With the market continuing to grow but with the demand during the pandemic being unstable, landlords are being forced to find new ways of attracting tenants. As a result, interior decorators and fit-out firms are suddenly in huge demand. Although the developments in the institutional rental market so far vary widely in their architecture, location and finishing, we have already arrived at a kind of standard apartment. A rental apartment is now functional and simple with a modern design that appeals to the widest range of clients. “For some projects we design two styles of apartment: one is more modern and simple and the other more ‘classical’. This gives the tenant more of a choice in terms of their individual preferences and allows the investor to reach out to a larger range of potential tenants,” insists Hanna Ruszkowska-Świąder, a senior architect at Tétris. Rajmund Węgrzynek, the managing director of the same company for Poland and the CEE region, adds: “Investors are always looking to reduce their costs and are very careful when it comes to budgeting for fit-outs. But the point should be made that it’s really not worth scrimping on the quality of materials. The more durable the solutions used before the building is handed over, the longer the investor will have before having to think about the costs of renovations.” It’s also important from an investor’s point of view for the dimensions to be ideal, to have the right furnishings, and for there to be ways of reducing the running costs. All of these factors have an impact on how quickly and easily an apartment can be rented out as well as on the stability of the agreements signed. “Tenants want their apartments not only to be comfortable and practical, but also to have interiors that are easy to modify to give them that personal character that suits their own tastes,” explains Rajmund Węgrzynek. In his opinion it’s best to start work on the fit-out design as soon as possible for rental apartments, even as early as the shell stage of the development.

The cherry on the cake

But it’s not only crucial to have good spatial design and high quality materials.

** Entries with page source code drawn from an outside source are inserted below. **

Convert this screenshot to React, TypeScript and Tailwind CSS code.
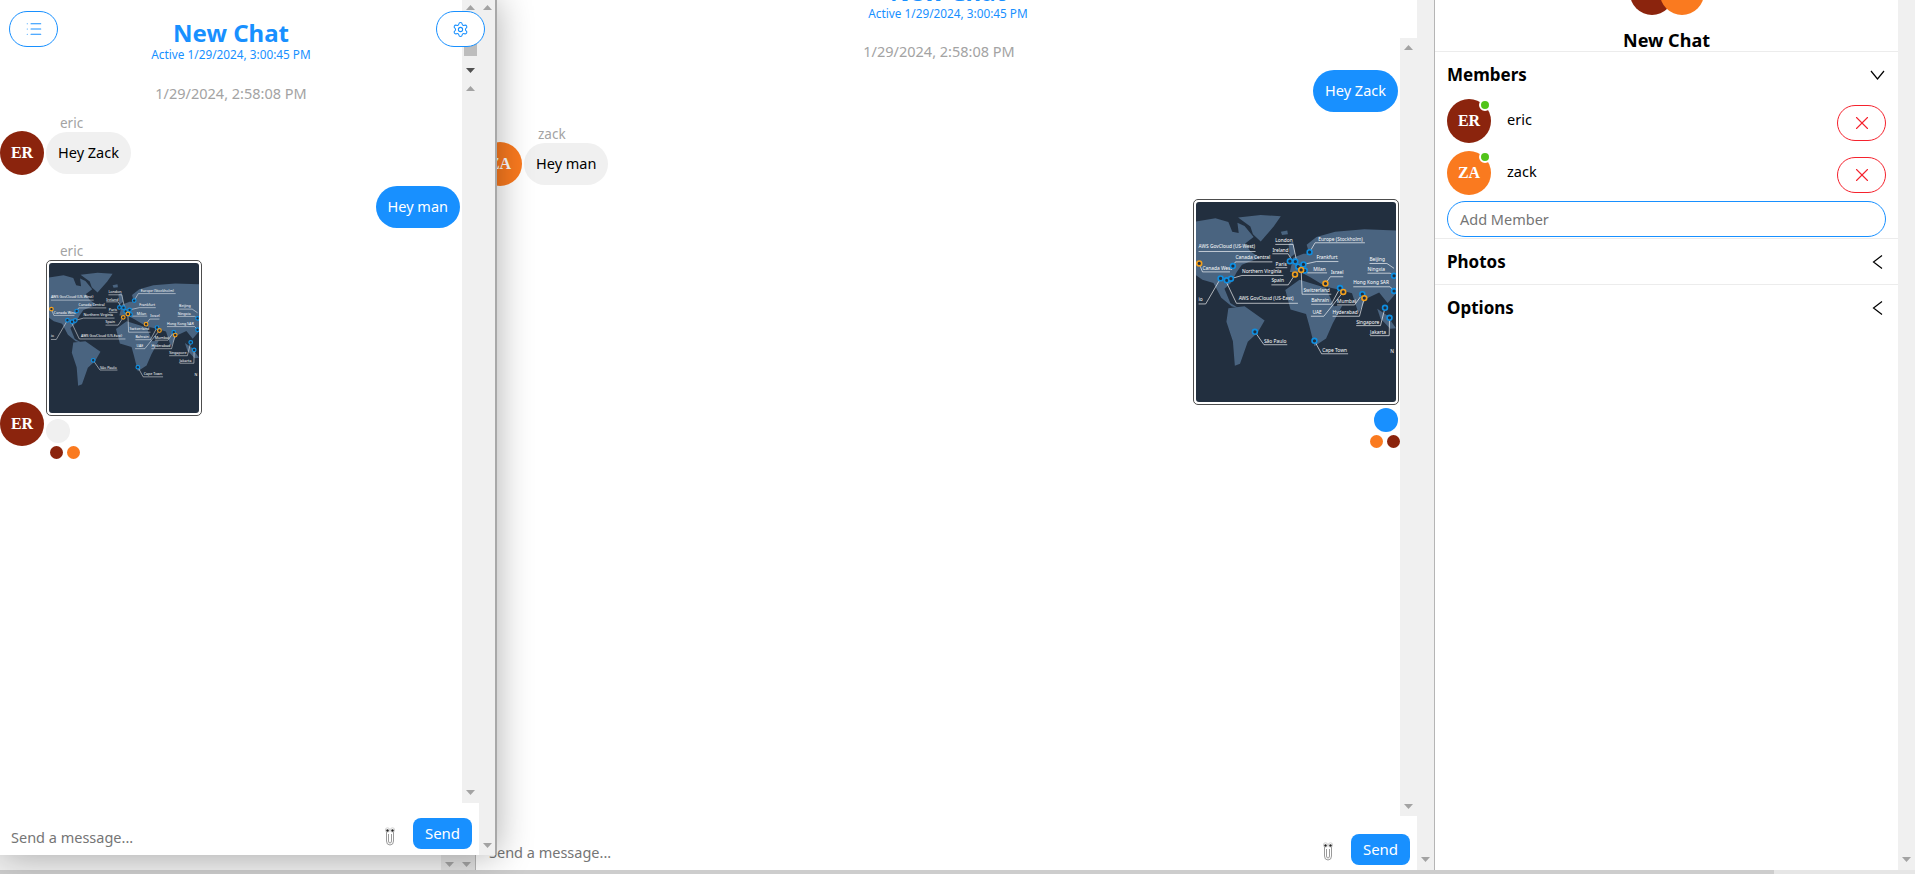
import { Settings, List, X } from "lucide-react";

const ER = "bg-[#8b240d]";
const ZA = "bg-[#fa7a1f]";

function Arrow({ up, dark }: { up?: boolean; dark?: boolean }) {
  return (
    <svg width="9" height="5" viewBox="0 0 9 5" className="block">
      <path d={up ? "M4.5 0 L9 5 L0 5 Z" : "M0 0 L9 0 L4.5 5 Z"} fill={dark ? "#505050" : "#a3a3a3"} />
    </svg>
  );
}

function Avatar({ text, color }: { text: string; color: string }) {
  return (
    <div className={`w-[44px] h-[44px] shrink-0 rounded-full flex items-center justify-center text-white font-bold text-[16px] font-['Liberation_Serif',serif] ${color}`}>
      {text}
    </div>
  );
}

function Dot({ color }: { color: string }) {
  return <div className={`w-[13px] h-[13px] rounded-full ${color}`} />;
}

function InBubble({ text }: { text: string }) {
  return <div className="h-[42px] px-3 flex items-center rounded-[21px] bg-[#f0f0f0] text-black text-[14.5px]">{text}</div>;
}

function OutBubble({ text }: { text: string }) {
  return <div className="h-[42px] px-3 flex items-center rounded-[21px] bg-[#1890ff] text-white text-[14.5px]">{text}</div>;
}

function Clippy() {
  return (
    <svg width="12" height="20" viewBox="0 0 12 20" className="shrink-0">
      <path d="M2.5 6 L2.5 15 Q2.5 19 6 19 Q9.5 19 9.5 15 L9.5 5 M4.5 8 L4.5 15 Q4.5 17 6 17 Q7.5 17 7.5 15 L7.5 8" fill="none" stroke="#9a9a9a" strokeWidth="1" />
      <circle cx="3.5" cy="4" r="2.2" fill="#fff" stroke="#b5b5b5" strokeWidth="0.6" />
      <circle cx="8.5" cy="4" r="2.2" fill="#fff" stroke="#b5b5b5" strokeWidth="0.6" />
      <circle cx="3.5" cy="4.5" r="1.2" fill="#222" />
      <circle cx="8.5" cy="4.5" r="1.2" fill="#222" />
    </svg>
  );
}

function Footer({ box, textTop, btnTop }: { box: string; textTop: string; btnTop: string }) {
  return (
    <div className={`shrink-0 flex items-start bg-white ${box}`}>
      <div className={`flex-1 text-[14.5px] leading-[22px] text-[#757575] ${textTop}`}>Send a message...</div>
      <div className={`mr-[17px] ${textTop}`}><Clippy /></div>
      <button className={`w-[59px] h-[31px] rounded-[8px] bg-[#1890ff] text-white text-[15px] ${btnTop}`}>Send</button>
    </div>
  );
}

const blueDots = [[76, 236], [95, 242], [108, 237], [114, 198], [182, 401], [290, 183], [307, 184], [316, 200], [332, 193], [336, 212], [351, 155], [366, 429], [445, 266], [514, 285], [584, 327], [598, 358], [612, 228], [612, 275]];
const orangeDots = [[10, 190], [306, 224], [325, 210], [400, 252], [455, 278], [520, 297]];
const labels: [string, number, number][] = [
  ["Europe (Stockholm)", 378, 119], ["London", 245, 125], ["Ireland", 236, 155], ["Paris", 246, 197], ["Spain", 233, 248],
  ["Frankfurt", 372, 177], ["Milan", 362, 214], ["Israel", 417, 224], ["Switzerland", 332, 278], ["Bahrain", 356, 309],
  ["UAE", 360, 347], ["Mumbai", 436, 312], ["Hyderabad", 422, 347], ["Hong Kong SAR", 486, 254], ["Beijing", 536, 183],
  ["Ningxia", 530, 214], ["Singapore", 495, 377], ["Jakarta", 538, 408], ["N", 600, 466], ["Cape Town", 390, 462],
  ["São Paulo", 210, 435], ["AWS GovCloud (US-West)", 8, 143], ["AWS GovCloud (US-East)", 132, 303], ["Canada Central", 122, 177],
  ["Canada West", 20, 209], ["Northern Virginia", 142, 219], ["io", 8, 307],
];
const leaders = [
  "M351 155 L368 126 L522 126", "M245 131 L300 131 L310 178", "M236 160 L285 160 L295 178", "M246 203 L282 203", "M233 256 L285 256 L306 224",
  "M332 193 L372 184 L440 184", "M336 212 L345 219 L405 219", "M415 231 L455 231 M400 252 L415 231", "M325 210 L328 285 L418 285", "M356 316 L418 316 L445 266",
  "M355 353 L395 353 L455 278", "M436 318 L490 318 L514 285", "M422 353 L505 353 L520 297", "M486 262 L600 262 L612 275", "M536 190 L590 190 L612 205",
  "M530 220 L600 220 L612 228", "M495 382 L570 382 L584 327", "M538 413 L597 413 L598 358", "M366 429 L388 469 L470 469", "M182 401 L210 441 L282 441",
  "M8 153 L184 153", "M95 250 L125 313 L315 313", "M114 198 L122 185 L236 185", "M20 216 L105 216 M10 190 L20 216", "M108 237 L142 227 L270 227", "M8 315 L30 315 L76 236",
];

function WorldMap() {
  return (
    <svg viewBox="0 0 618 618" className="block w-full h-full rounded-[3px]">
      <rect width="618" height="618" fill="#222f3f" />
      <g fill="#4a6480">
        <path d="M0 60 L60 50 L100 62 L112 92 L132 96 L128 64 L150 74 L178 108 L152 128 L168 152 L196 172 L142 194 L126 216 L108 250 L88 268 L106 312 L132 328 L110 322 L78 296 L54 250 L20 240 L0 226 Z" />
        <path d="M130 48 L200 40 L262 44 L240 76 L200 122 L176 100 L168 76 Z" />
        <path d="M100 328 L150 322 L212 366 L190 404 L160 432 L136 500 L120 506 L114 430 L94 370 Z" />
        <path d="M342 132 L372 108 L430 92 L520 84 L618 88 L618 282 L592 312 L566 280 L524 300 L502 344 L482 282 L440 270 L402 262 L352 232 L322 216 L290 216 L300 172 L332 160 L350 160 Z" />
        <path d="M276 272 L320 240 L402 266 L426 322 L452 320 L422 376 L402 422 L366 446 L350 382 L340 346 L292 332 Z" />
        <path d="M286 130 L300 122 L306 160 L290 172 Z" />
        <path d="M262 92 L282 88 L284 100 L266 102 Z" />
        <path d="M560 330 L590 350 L618 390 L600 392 L570 360 Z" />
      </g>
      <g fill="none" stroke="#fff" strokeWidth="2">
        {leaders.map((d) => <path key={d} d={d} />)}
      </g>
      <g fill="#fff" fontSize="15" fontFamily="'Noto Sans', sans-serif">
        {labels.map(([t, x, y]) => <text key={t} x={x} y={y}>{t}</text>)}
      </g>
      <g fill="#222f3f" strokeWidth="5">
        {blueDots.map(([x, y]) => <circle key={`${x}-${y}`} cx={x} cy={y} r="7.5" stroke="#0f8ee0" />)}
        {orangeDots.map(([x, y]) => <circle key={`${x}-${y}`} cx={x} cy={y} r="7.5" stroke="#f2a01e" />)}
      </g>
    </svg>
  );
}

function MapCard({ size }: { size: string }) {
  return (
    <div className={`shrink-0 p-[2px] bg-white border border-[#4d4d4d] rounded-[5px] ${size}`}>
      <WorldMap />
    </div>
  );
}

function ChatHead({ box }: { box: string }) {
  return (
    <div className={`h-[67px] shrink-0 pt-[21px] text-center text-[#1890ff] ${box}`}>
      <div className="text-[24px] leading-[24px] font-bold">New Chat</div>
      <div className="mt-[2px] text-[11.8px] leading-[14px]">Active 1/29/2024, 3:00:45 PM</div>
    </div>
  );
}

function PopupChat() {
  return (
    <div className="absolute left-0 top-0 w-[497px] h-[855px] flex bg-white border-r-2 border-[#a8a8a8] rounded-bl-lg shadow-[0_0_36px_rgba(0,0,0,0.32)]">
      <div className="w-[479px] flex flex-col">
        <div className="flex-1 min-h-0 flex">
          <div className="w-[462px] flex flex-col">
            <ChatHead box="" />
            <div className="mt-[16px] text-center text-[14.5px] leading-[20px] text-[#a3a3a3]">1/29/2024, 2:58:08 PM</div>
            <div className="mt-[12px] ml-[60px] text-[13.5px] leading-[16px] text-[#a3a3a3]">eric</div>
            <div className="flex items-center gap-[2px]">
              <Avatar text="ER" color={ER} />
              <InBubble text="Hey Zack" />
            </div>
            <div className="mt-[11px] pr-[2px] flex justify-end"><OutBubble text="Hey man" /></div>
            <div className="mt-[15px] ml-[60px] text-[13.5px] leading-[16px] text-[#a3a3a3]">eric</div>
            <div className="ml-[46px] mt-[1px]"><MapCard size="w-[156px] h-[156px]" /></div>
            <div className="-mt-[14px] flex items-start gap-[2px]">
              <Avatar text="ER" color={ER} />
              <div className="mt-[17px] w-[24px] h-[24px] rounded-full bg-[#f0f0f0]" />
            </div>
            <div className="ml-[50px] flex gap-[4px]">
              <Dot color={ER} />
              <Dot color={ZA} />
            </div>
          </div>
          <div className="w-[17px] bg-[#f0f0f0] flex flex-col items-center">
            <div className="mt-[5px]"><Arrow up /></div>
            <div className="mt-[4px] w-[13px] h-[42px] bg-[#bdbdbd]" />
            <div className="mt-[12px]"><Arrow dark /></div>
            <div className="mt-[13px]"><Arrow up /></div>
            <div className="mt-auto mb-[8px]"><Arrow /></div>
          </div>
        </div>
        <Footer box="h-[52px] pl-[11px] pr-[7px]" textTop="mt-[23px]" btnTop="mt-[15px]" />
      </div>
      <div className="w-[16px] bg-[#f0f0f0] flex flex-col items-center justify-between pt-[5px] pb-[7px]">
        <Arrow up />
        <Arrow />
      </div>
      <button className="absolute left-[9px] top-[11px] w-[49px] h-[36px] rounded-[18px] border border-[#1890ff] bg-white flex items-center justify-center text-[#1890ff]">
        <List size={18} strokeWidth={1.4} />
      </button>
      <button className="absolute left-[436px] top-[11px] w-[49px] h-[36px] rounded-[18px] border border-[#1890ff] bg-white flex items-center justify-center text-[#1890ff]">
        <Settings size={17} strokeWidth={1.5} />
      </button>
    </div>
  );
}

function MainChat() {
  return (
    <div className="flex-1 min-w-0 flex border-r border-[#b5b5b5]">
      <div className="flex-1 min-w-0 flex flex-col">
        <div className="flex-1 min-h-0 flex">
          <div className="flex-1 min-w-0 flex flex-col overflow-hidden pl-[2px]">
            <ChatHead box="-mt-[41px] pl-[18px]" />
            <div className="mt-[15px] text-center text-[14.5px] leading-[20px] text-[#a3a3a3]">1/29/2024, 2:58:08 PM</div>
            <div className="mt-[9px] mr-[2px] flex justify-end"><OutBubble text="Hey Zack" /></div>
            <div className="mt-[14px] ml-[60px] text-[13.5px] leading-[16px] text-[#a3a3a3]">zack</div>
            <div className="flex items-center gap-[2px]">
              <Avatar text="ZA" color={ZA} />
              <InBubble text="Hey man" />
            </div>
            <div className="mt-[13px] mr-[1px] flex justify-end"><MapCard size="w-[206px] h-[206px]" /></div>
            <div className="mt-[3px] mr-[2px] flex justify-end"><div className="w-[24px] h-[24px] rounded-full bg-[#1890ff]" /></div>
            <div className="mt-[3px] flex justify-end gap-[4px]">
              <Dot color={ZA} />
              <Dot color={ER} />
            </div>
          </div>
          <div className="mt-[38px] w-[17px] bg-[#f0f0f0] flex flex-col items-center justify-between pt-[7px] pb-[7px]">
            <Arrow up />
            <Arrow />
          </div>
        </div>
        <Footer box="h-[54px] pl-[13px] pr-[7px]" textTop="mt-[25px]" btnTop="mt-[18px]" />
      </div>
      <div className="w-[17px] bg-[#f0f0f0] flex flex-col items-center justify-end pb-[8px]"><Arrow /></div>
    </div>
  );
}

function Chevron({ open }: { open?: boolean }) {
  return open ? (
    <svg width="15" height="10" viewBox="0 0 15 10" fill="none" stroke="#000" strokeWidth="1.2">
      <path d="M1 1 L7.5 9 L14 1" />
    </svg>
  ) : (
    <svg width="15" height="14" viewBox="0 0 15 14" fill="none" stroke="#000" strokeWidth="1.2">
      <path d="M12 0.5 L3.5 7 L12 13.5" />
    </svg>
  );
}

function SectionHead({ title, open }: { title: string; open?: boolean }) {
  return (
    <div className="flex items-center justify-between h-[20px] pl-[12px] pr-[13px]">
      <span className="text-[17px] font-bold text-black">{title}</span>
      <Chevron open={open} />
    </div>
  );
}

function Member({ name, initials, color }: { name: string; initials: string; color: string }) {
  return (
    <div className="flex items-start h-[44px] pl-[12px] pr-[12px]">
      <div className="relative">
        <Avatar text={initials} color={color} />
        <div className="absolute right-[0px] top-[0px] w-[12px] h-[12px] rounded-full bg-[#52c41a] border-2 border-white" />
      </div>
      <div className="ml-[16px] flex-1 mt-[9px] text-[14.5px] leading-[22px] text-black">{name}</div>
      <button className="mt-[6px] w-[49px] h-[36px] rounded-[18px] border border-[#f5222d] bg-white flex items-center justify-center text-[#f5222d]">
        <X size={22} strokeWidth={1.2} />
      </button>
    </div>
  );
}

function Details() {
  return (
    <div className="w-[480px] shrink-0 flex">
      <div className="flex-1 flex flex-col bg-white">
        <div className="h-[52px] shrink-0 relative border-b border-[#ececec] overflow-hidden text-center">
          <div className="absolute left-[195px] -top-[29px] w-[44px] h-[44px] rounded-full bg-[#8b240d]" />
          <div className="absolute left-[225px] -top-[29px] w-[44px] h-[44px] rounded-full bg-[#fa7a1f]" />
          <div className="pt-[30px] text-[18px] leading-[20px] font-bold text-black">New Chat</div>
        </div>
        <div className="mt-[13px]"><SectionHead title="Members" open /></div>
        <div className="mt-[14px] flex flex-col gap-[8px]">
          <Member name="eric" initials="ER" color={ER} />
          <Member name="zack" initials="ZA" color={ZA} />
        </div>
        <div className="px-[12px] mt-[6px]">
          <div className="h-[36px] rounded-[18px] border border-[#1890ff] pl-[12px] pt-[2px] flex items-center text-[14.5px] text-[#757575]">Add Member</div>
        </div>
        <div className="border-t border-[#ececec] mt-[1px] pt-[13px] pb-[12px]"><SectionHead title="Photos" /></div>
        <div className="border-t border-[#ececec] pt-[13px]"><SectionHead title="Options" /></div>
      </div>
      <div className="w-[17px] bg-[#f0f0f0] flex flex-col items-center justify-end pb-[8px]"><Arrow /></div>
    </div>
  );
}

export default function App() {
  return (
    <div className="relative h-[874px] w-full overflow-hidden bg-white flex flex-col font-['Noto_Sans',sans-serif]">
      <div className="flex-1 min-h-0 flex">
        <div className="w-[476px] shrink-0 flex flex-col justify-end bg-[#f0f0f0] border-r border-[#b5b5b5]">
          <div className="flex justify-end">
            <div className="w-[34px] h-[15px] bg-[#e0e0e0] flex items-center justify-around pt-[4px]">
              <Arrow />
              <Arrow />
            </div>
          </div>
        </div>
        <MainChat />
        <Details />
      </div>
      <div className="h-[4px] shrink-0 bg-[#e6e6e6]"><div className="h-full w-[1774px] bg-[#cdcdcd]" /></div>
      <PopupChat />
    </div>
  );
}
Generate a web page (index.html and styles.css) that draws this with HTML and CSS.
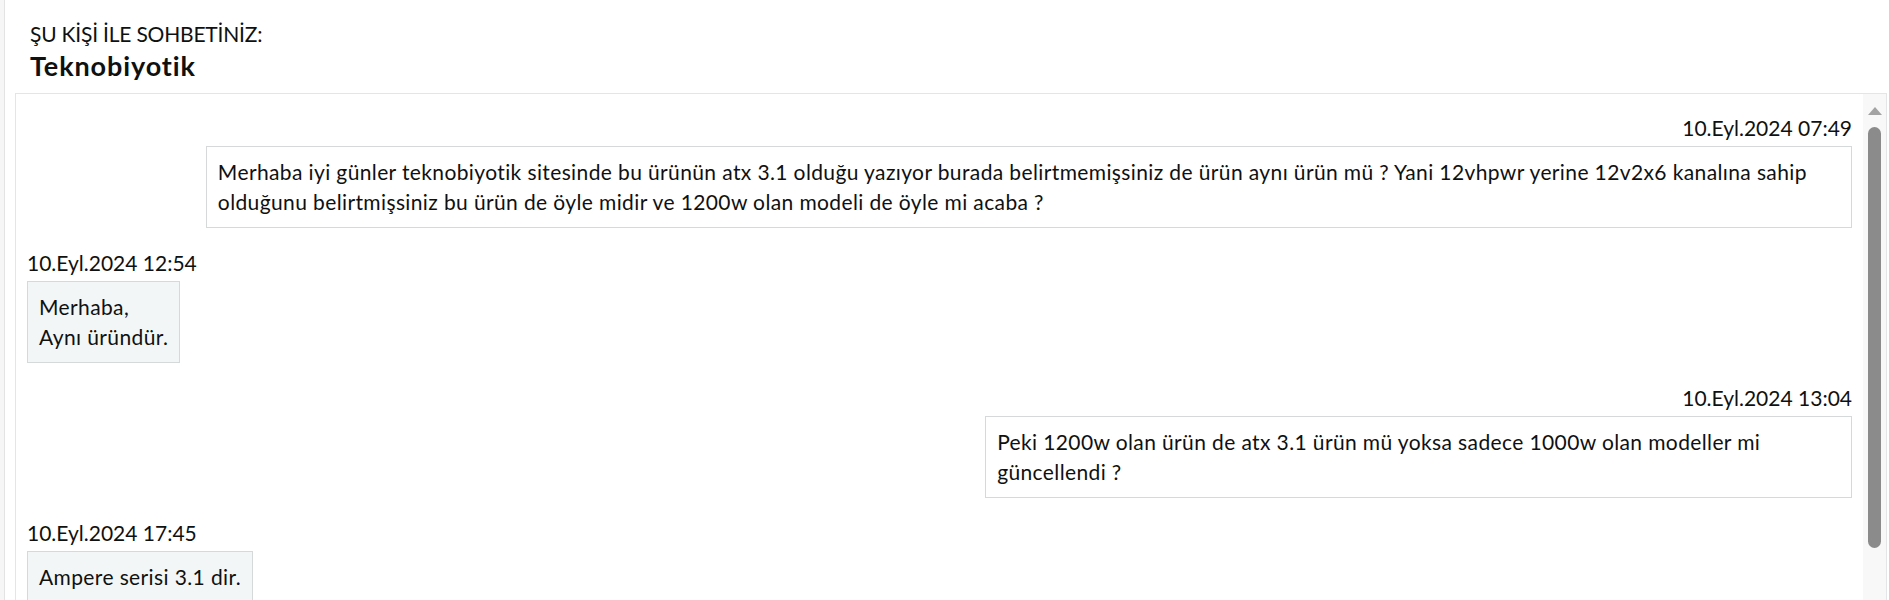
FILE: index.html
```html
<!DOCTYPE html>
<html lang="tr">
<head>
<meta charset="utf-8">
<title>Sohbet</title>
<link rel="stylesheet" href="styles.css">
</head>
<body>
<div class="page">
  <div class="header">
    <div class="label">ŞU KİŞİ İLE SOHBETİNİZ:</div>
    <div class="name">Teknobiyotik</div>
  </div>
  <div class="chat">
    <div class="messages">
      <div class="msg out">
        <div class="time">10.Eyl.2024 07:49</div>
        <div class="bubble wide">Merhaba iyi günler teknobiyotik sitesinde bu ürünün atx 3.1 olduğu yazıyor burada belirtmemişsiniz de ürün aynı ürün mü ? Yani 12vhpwr yerine 12v2x6 kanalına sahip olduğunu belirtmişsiniz bu ürün de öyle midir ve 1200w olan modeli de öyle mi acaba ?</div>
      </div>
      <div class="msg in">
        <div class="time">10.Eyl.2024 12:54</div>
        <div class="bubble">Merhaba,<br>Aynı üründür.</div>
      </div>
      <div class="msg out">
        <div class="time">10.Eyl.2024 13:04</div>
        <div class="bubble mid">Peki 1200w olan ürün de atx 3.1 ürün mü yoksa sadece 1000w olan modeller mi<br>güncellendi ?</div>
      </div>
      <div class="msg in">
        <div class="time">10.Eyl.2024 17:45</div>
        <div class="bubble">Ampere serisi 3.1 dir.</div>
      </div>
    </div>
    <div class="scrollbar">
      <div class="arrow"></div>
      <div class="thumb"></div>
    </div>
  </div>
</div>
</body>
</html>
```
FILE: styles.css
```css
* { box-sizing: border-box; }
html, body {
  margin: 0;
  height: 600px;
  overflow: hidden;
}
body {
  background: #f6f6f6;
  font-family: Lato, "Liberation Sans", sans-serif;
  font-variant-ligatures: none;
  color: #0f1111;
}
.page {
  margin-left: 4px;
  border-left: 1px solid #e3e3e3;
  background: #fff;
  height: 600px;
  padding: 19px 2px 0 10px;
}
.header {
  padding-left: 15px;
}
.label {
  font-size: 21px;
  line-height: 30px;
  letter-spacing: -0.2px;
}
.name {
  margin-top: 1px;
  font-size: 27px;
  font-weight: 700;
  line-height: 32px;
  letter-spacing: 0.9px;
}
.chat {
  margin-top: 11px;
  display: flex;
  border: 1px solid #e3e6e6;
  height: 600px;
  overflow: hidden;
}
.messages {
  flex: 1;
  min-width: 0;
  padding: 19px 11px 0 11px;
  display: flex;
  flex-direction: column;
}
.msg {
  display: flex;
  flex-direction: column;
  align-items: flex-start;
  margin-bottom: 20px;
}
.msg.out {
  align-items: flex-end;
}
.time {
  font-size: 21px;
  line-height: 30px;
  margin-bottom: 3px;
}
.bubble {
  font-size: 21px;
  line-height: 30px;
  letter-spacing: 0.38px;
  padding: 10px 11px;
  border: 1px solid #d5d9d9;
  background: #fff;
}
.msg.in .bubble {
  background: #f3f6f6;
}
.bubble.wide {
  width: 90.2%;
}
.bubble.mid {
  width: 47.5%;
}
.scrollbar {
  width: 23px;
  flex: none;
  background: #f8f8f8;
  display: flex;
  flex-direction: column;
  align-items: center;
  padding-top: 13px;
}
.arrow {
  width: 0;
  height: 0;
  border-left: 7px solid transparent;
  border-right: 7px solid transparent;
  border-bottom: 8px solid #a3a3a3;
}
.thumb {
  width: 13px;
  height: 421px;
  margin-top: 12px;
  background: #8b8b8b;
  border-radius: 7px;
}
```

Investors are beginning to turn to home staging, which is defined by the Oxford Dictionary as: “The activity or practice of styling and furnishing a property for sale in such a way as to enhance its attractiveness to potential buyers.” This is an approach that is already-known in the West, but is only just taking its first steps here in Poland and is now taking on greater importance due to how the pandemic has transformed the home rental market. As Agata Palec, the owner of Agata Palec Home Staging & Design, explains: “The closure of universities and colleges and everyone being sent to work from home en masse has resulted in many tenants walking away from their leases, and as a result the market has been swamped with apartments at attractive prices. A growing number of apartment owners, including institutional investors, have therefore decided to employ a design studio or professional home stager.” She argues that even the most well-designed apartments need to be prepared for a photo session that normally takes place before they are put on the market. “With such a flood of flats being put on offer, home staging is the cherry on the cake that might entice a potential tenant to say yes to a particular apartment. With the current over-supply it’s important to showcase every square metre, even the most humdrum corner, in the most flattering way possible. A good example of this is the balcony, which when properly decked out can be turned into the greatest selling point of a property,” she adds. In her opinion, such an approach also works for institutional investors. The most important factor to consider is the target group. Apartments have to be prepared in different ways for young students or working singles with no children than for those with families. Bearing this in mind, a home stager will not only pay attention to how the interiors look and the tenant’s comfort, but will also try to keep costs down by applying practical solutions, as well as leaving space available for an individual’s possessions and for them to express their personal style,” emphasises Agata Palec.